=== Recorded data ===
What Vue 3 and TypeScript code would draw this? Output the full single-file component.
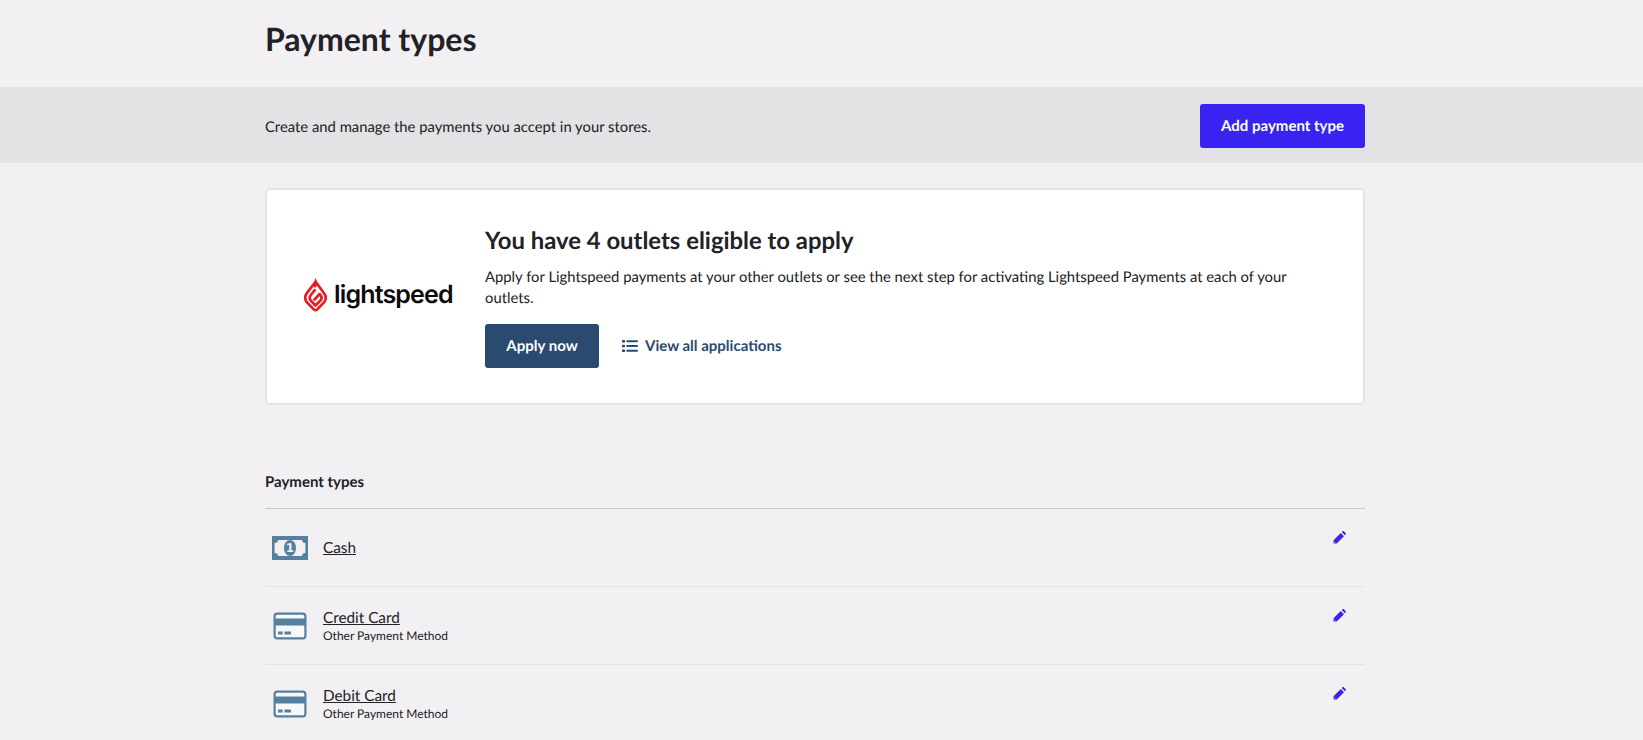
<script setup lang="ts">
interface PaymentType {
  name: string
  sub?: string
  icon: 'cash' | 'card'
}
const rows: PaymentType[] = [
  { name: 'Cash', icon: 'cash' },
  { name: 'Credit Card', sub: 'Other Payment Method', icon: 'card' },
  { name: 'Debit Card', sub: 'Other Payment Method', icon: 'card' },
]
</script>

<template>
  <div class="page">
    <header class="head">
      <div class="wrap"><h1>Payment types</h1></div>
    </header>
    <section class="band">
      <div class="wrap band-in">
        <p>Create and manage the payments you accept in your stores.</p>
        <button class="btn primary">Add payment type</button>
      </div>
    </section>
    <main class="wrap">
      <section class="card">
        <div class="logo">
          <svg class="flame" width="23" height="34" viewBox="0 0 23 34">
            <path fill="#e81c24" d="M11.6 0 L14.2 6 L11 10 L8.6 7 Z" />
            <path fill="none" stroke="#e81c24" stroke-width="2.7" stroke-linejoin="round" d="M10.6 5 L3.2 14.6 C0.8 17.8 0.8 21.8 3.2 24.6 L9.8 31.4 C10.9 32.5 12.1 32.5 13.2 31.4 L19.8 24.6 C22.2 21.8 22.2 18.2 20 15.2 L12.6 5" />
            <path fill="none" stroke="#e81c24" stroke-width="2.7" stroke-linejoin="round" d="M11.4 11.4 L6.8 17 C5.4 18.8 5.4 21 6.9 22.7 L11.5 27.5 L16.5 22.5 C17.9 20.9 17.9 19.3 16.9 17.8 L15.6 16 L9.8 22.4" />
          </svg>
          <span class="wordmark">lightspeed</span>
        </div>
        <div class="card-body">
          <h2>You have 4 outlets eligible to apply</h2>
          <p>Apply for Lightspeed payments at your other outlets or see the next step for activating Lightspeed Payments at each of your outlets.</p>
          <div class="actions">
            <button class="btn navy">Apply now</button>
            <a class="view">
              <svg width="16" height="14" viewBox="0 0 16 14" fill="#2a4a6f">
                <rect x="0" y="1" width="3" height="2.6" rx="0.6" />
                <rect x="0" y="5.7" width="3" height="2.6" rx="0.6" />
                <rect x="0" y="10.4" width="3" height="2.6" rx="0.6" />
                <rect x="4.4" y="1.3" width="11.4" height="2" rx="0.5" />
                <rect x="4.4" y="6" width="11.4" height="2" rx="0.5" />
                <rect x="4.4" y="10.7" width="11.4" height="2" rx="0.5" />
              </svg>
              View all applications
            </a>
          </div>
        </div>
      </section>

      <section class="list">
        <h3>Payment types</h3>
        <div v-for="row in rows" :key="row.name" class="row">
          <div class="icon">
            <svg v-if="row.icon === 'cash'" width="36" height="24" viewBox="0 0 36 24">
              <path fill="#55809f" fill-rule="evenodd" d="M0 0H36V24H0Z M6 4 C6 5.8 5 7 2.6 7 V17 C5 17 6 18.2 6 20 H30 C30 18.2 31 17 33.4 17 V7 C31 7 30 5.8 30 4 Z" />
              <ellipse cx="18" cy="12" rx="6" ry="8" fill="#55809f" />
              <text x="18" y="16.3" text-anchor="middle" class="one">1</text>
            </svg>
            <svg v-else width="34" height="28" viewBox="0 0 34 28">
              <rect x="1.6" y="1.6" width="30.8" height="24.8" rx="2.6" fill="#f8f7f9" stroke="#55809f" stroke-width="2.2" />
              <rect x="2" y="6.5" width="30" height="7" fill="#55809f" />
              <rect x="5" y="19.5" width="4.6" height="3" fill="#55809f" />
              <rect x="11.5" y="19.5" width="6.5" height="3" fill="#55809f" />
            </svg>
          </div>
          <div class="text">
            <a class="name">{{ row.name }}</a>
            <span v-if="row.sub" class="sub">{{ row.sub }}</span>
          </div>
          <svg class="pencil" width="13" height="13" viewBox="0 0 14 14">
            <path fill="#3a22f0" d="M0.6 10 L8.4 2.2 L11.8 5.6 L4 13.4 L0.6 13.4 Z M9.4 1.2 L10.2 0.5 C10.7 0 11.4 0 11.9 0.5 L13.5 2.1 C14 2.6 14 3.3 13.5 3.8 L12.8 4.6 Z" />
            <path fill="#f2f0f3" d="M1.6 11.2 L2.8 12.4 L1.6 12.4 Z" />
          </svg>
        </div>
      </section>
    </main>
  </div>
</template>

<style>
html, body { margin: 0; background: #f2f0f3; overflow: hidden; }
</style>

<style scoped>
.page {
  font-family: Lato, "Liberation Sans", sans-serif;
  color: #212126;
  font-size: 15px;
  height: 740px;
  overflow: hidden;
  text-rendering: geometricPrecision;
}
.wrap { width: 1100px; margin-left: 265px; }
.head { height: 87px; display: flex; align-items: flex-start; }
h1 { margin: 19px 0 0; font-size: 32px; line-height: 40px; font-weight: 700; }
.band { background: #e3e2e4; height: 76px; box-sizing: border-box; padding-top: 2px; display: flex; align-items: center; }
.band-in { display: flex; align-items: center; justify-content: space-between; }
.band p { margin: 1px 0 0; font-size: 14.82px; }
.btn {
  font-family: inherit; font-size: 15px; font-weight: 700; color: #fff;
  border: 0; border-radius: 3px; height: 44px; padding: 0 21px; display: block;
  text-rendering: geometricPrecision;
}
.primary { background: #3a22f0; }
.navy { background: #2a4a6f; width: 114px; padding: 0; }
.card {
  margin-top: 25px; height: 217px; box-sizing: border-box;
  background: #fff; border: 2px solid #e3e2e4; border-radius: 5px;
  display: flex;
}
.logo { width: 218px; flex: none; display: flex; align-items: center; padding-left: 37px; box-sizing: border-box; gap: 7px; padding-bottom: 4px; }
.flame { flex: none; }
.wordmark { font-family: Inter, sans-serif; font-weight: 600; font-size: 25px; letter-spacing: -0.85px; color: #0b0b0d; line-height: 34px; }
.card-body { padding-top: 36px; width: 810px; }
h2 { margin: 0; font-size: 23.87px; line-height: 30px; font-weight: 700; }
.card-body p { margin: 11px 0 0; font-size: 14.82px; line-height: 21px; }
.actions { display: flex; align-items: center; margin-top: 15px; gap: 23px; }
.view { display: flex; align-items: center; gap: 7px; font-weight: 700; font-size: 15px; color: #2a4a6f; }
.list { margin-top: 67px; }
h3 { margin: 0; font-size: 15px; line-height: 20px; font-weight: 700; padding-bottom: 16px; border-bottom: 1px solid #c9c8cc; }
.row { height: 77px; position: relative; display: flex; align-items: center; border-bottom: 1px solid #e3e2e4; }
.icon { width: 58px; flex: none; display: flex; justify-content: center; padding-right: 8px; box-sizing: border-box; }
.text { display: flex; flex-direction: column; padding-top: 1px; }
.name { font-size: 15.3px; line-height: 20px; text-decoration: underline; }
.sub { font-size: 12px; line-height: 16px; }
.pencil { position: absolute; right: 19px; top: 22px; }
.one { font-family: "DejaVu Sans", sans-serif; font-size: 12px; font-weight: 700; fill: #f2f0f3; }
</style>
===
◆ Requirements:
The listing above needs to be output again exactly. Don't include the pictures.

◆ Task output:
What Vue 3 and TypeScript code would draw this? Output the full single-file component.
<script setup lang="ts">
interface PaymentType {
  name: string
  sub?: string
  icon: 'cash' | 'card'
}
const rows: PaymentType[] = [
  { name: 'Cash', icon: 'cash' },
  { name: 'Credit Card', sub: 'Other Payment Method', icon: 'card' },
  { name: 'Debit Card', sub: 'Other Payment Method', icon: 'card' },
]
</script>

<template>
  <div class="page">
    <header class="head">
      <div class="wrap"><h1>Payment types</h1></div>
    </header>
    <section class="band">
      <div class="wrap band-in">
        <p>Create and manage the payments you accept in your stores.</p>
        <button class="btn primary">Add payment type</button>
      </div>
    </section>
    <main class="wrap">
      <section class="card">
        <div class="logo">
          <svg class="flame" width="23" height="34" viewBox="0 0 23 34">
            <path fill="#e81c24" d="M11.6 0 L14.2 6 L11 10 L8.6 7 Z" />
            <path fill="none" stroke="#e81c24" stroke-width="2.7" stroke-linejoin="round" d="M10.6 5 L3.2 14.6 C0.8 17.8 0.8 21.8 3.2 24.6 L9.8 31.4 C10.9 32.5 12.1 32.5 13.2 31.4 L19.8 24.6 C22.2 21.8 22.2 18.2 20 15.2 L12.6 5" />
            <path fill="none" stroke="#e81c24" stroke-width="2.7" stroke-linejoin="round" d="M11.4 11.4 L6.8 17 C5.4 18.8 5.4 21 6.9 22.7 L11.5 27.5 L16.5 22.5 C17.9 20.9 17.9 19.3 16.9 17.8 L15.6 16 L9.8 22.4" />
          </svg>
          <span class="wordmark">lightspeed</span>
        </div>
        <div class="card-body">
          <h2>You have 4 outlets eligible to apply</h2>
          <p>Apply for Lightspeed payments at your other outlets or see the next step for activating Lightspeed Payments at each of your outlets.</p>
          <div class="actions">
            <button class="btn navy">Apply now</button>
            <a class="view">
              <svg width="16" height="14" viewBox="0 0 16 14" fill="#2a4a6f">
                <rect x="0" y="1" width="3" height="2.6" rx="0.6" />
                <rect x="0" y="5.7" width="3" height="2.6" rx="0.6" />
                <rect x="0" y="10.4" width="3" height="2.6" rx="0.6" />
                <rect x="4.4" y="1.3" width="11.4" height="2" rx="0.5" />
                <rect x="4.4" y="6" width="11.4" height="2" rx="0.5" />
                <rect x="4.4" y="10.7" width="11.4" height="2" rx="0.5" />
              </svg>
              View all applications
            </a>
          </div>
        </div>
      </section>

      <section class="list">
        <h3>Payment types</h3>
        <div v-for="row in rows" :key="row.name" class="row">
          <div class="icon">
            <svg v-if="row.icon === 'cash'" width="36" height="24" viewBox="0 0 36 24">
              <path fill="#55809f" fill-rule="evenodd" d="M0 0H36V24H0Z M6 4 C6 5.8 5 7 2.6 7 V17 C5 17 6 18.2 6 20 H30 C30 18.2 31 17 33.4 17 V7 C31 7 30 5.8 30 4 Z" />
              <ellipse cx="18" cy="12" rx="6" ry="8" fill="#55809f" />
              <text x="18" y="16.3" text-anchor="middle" class="one">1</text>
            </svg>
            <svg v-else width="34" height="28" viewBox="0 0 34 28">
              <rect x="1.6" y="1.6" width="30.8" height="24.8" rx="2.6" fill="#f8f7f9" stroke="#55809f" stroke-width="2.2" />
              <rect x="2" y="6.5" width="30" height="7" fill="#55809f" />
              <rect x="5" y="19.5" width="4.6" height="3" fill="#55809f" />
              <rect x="11.5" y="19.5" width="6.5" height="3" fill="#55809f" />
            </svg>
          </div>
          <div class="text">
            <a class="name">{{ row.name }}</a>
            <span v-if="row.sub" class="sub">{{ row.sub }}</span>
          </div>
          <svg class="pencil" width="13" height="13" viewBox="0 0 14 14">
            <path fill="#3a22f0" d="M0.6 10 L8.4 2.2 L11.8 5.6 L4 13.4 L0.6 13.4 Z M9.4 1.2 L10.2 0.5 C10.7 0 11.4 0 11.9 0.5 L13.5 2.1 C14 2.6 14 3.3 13.5 3.8 L12.8 4.6 Z" />
            <path fill="#f2f0f3" d="M1.6 11.2 L2.8 12.4 L1.6 12.4 Z" />
          </svg>
        </div>
      </section>
    </main>
  </div>
</template>

<style>
html, body { margin: 0; background: #f2f0f3; overflow: hidden; }
</style>

<style scoped>
.page {
  font-family: Lato, "Liberation Sans", sans-serif;
  color: #212126;
  font-size: 15px;
  height: 740px;
  overflow: hidden;
  text-rendering: geometricPrecision;
}
.wrap { width: 1100px; margin-left: 265px; }
.head { height: 87px; display: flex; align-items: flex-start; }
h1 { margin: 19px 0 0; font-size: 32px; line-height: 40px; font-weight: 700; }
.band { background: #e3e2e4; height: 76px; box-sizing: border-box; padding-top: 2px; display: flex; align-items: center; }
.band-in { display: flex; align-items: center; justify-content: space-between; }
.band p { margin: 1px 0 0; font-size: 14.82px; }
.btn {
  font-family: inherit; font-size: 15px; font-weight: 700; color: #fff;
  border: 0; border-radius: 3px; height: 44px; padding: 0 21px; display: block;
  text-rendering: geometricPrecision;
}
.primary { background: #3a22f0; }
.navy { background: #2a4a6f; width: 114px; padding: 0; }
.card {
  margin-top: 25px; height: 217px; box-sizing: border-box;
  background: #fff; border: 2px solid #e3e2e4; border-radius: 5px;
  display: flex;
}
.logo { width: 218px; flex: none; display: flex; align-items: center; padding-left: 37px; box-sizing: border-box; gap: 7px; padding-bottom: 4px; }
.flame { flex: none; }
.wordmark { font-family: Inter, sans-serif; font-weight: 600; font-size: 25px; letter-spacing: -0.85px; color: #0b0b0d; line-height: 34px; }
.card-body { padding-top: 36px; width: 810px; }
h2 { margin: 0; font-size: 23.87px; line-height: 30px; font-weight: 700; }
.card-body p { margin: 11px 0 0; font-size: 14.82px; line-height: 21px; }
.actions { display: flex; align-items: center; margin-top: 15px; gap: 23px; }
.view { display: flex; align-items: center; gap: 7px; font-weight: 700; font-size: 15px; color: #2a4a6f; }
.list { margin-top: 67px; }
h3 { margin: 0; font-size: 15px; line-height: 20px; font-weight: 700; padding-bottom: 16px; border-bottom: 1px solid #c9c8cc; }
.row { height: 77px; position: relative; display: flex; align-items: center; border-bottom: 1px solid #e3e2e4; }
.icon { width: 58px; flex: none; display: flex; justify-content: center; padding-right: 8px; box-sizing: border-box; }
.text { display: flex; flex-direction: column; padding-top: 1px; }
.name { font-size: 15.3px; line-height: 20px; text-decoration: underline; }
.sub { font-size: 12px; line-height: 16px; }
.pencil { position: absolute; right: 19px; top: 22px; }
.one { font-family: "DejaVu Sans", sans-serif; font-size: 12px; font-weight: 700; fill: #f2f0f3; }
</style>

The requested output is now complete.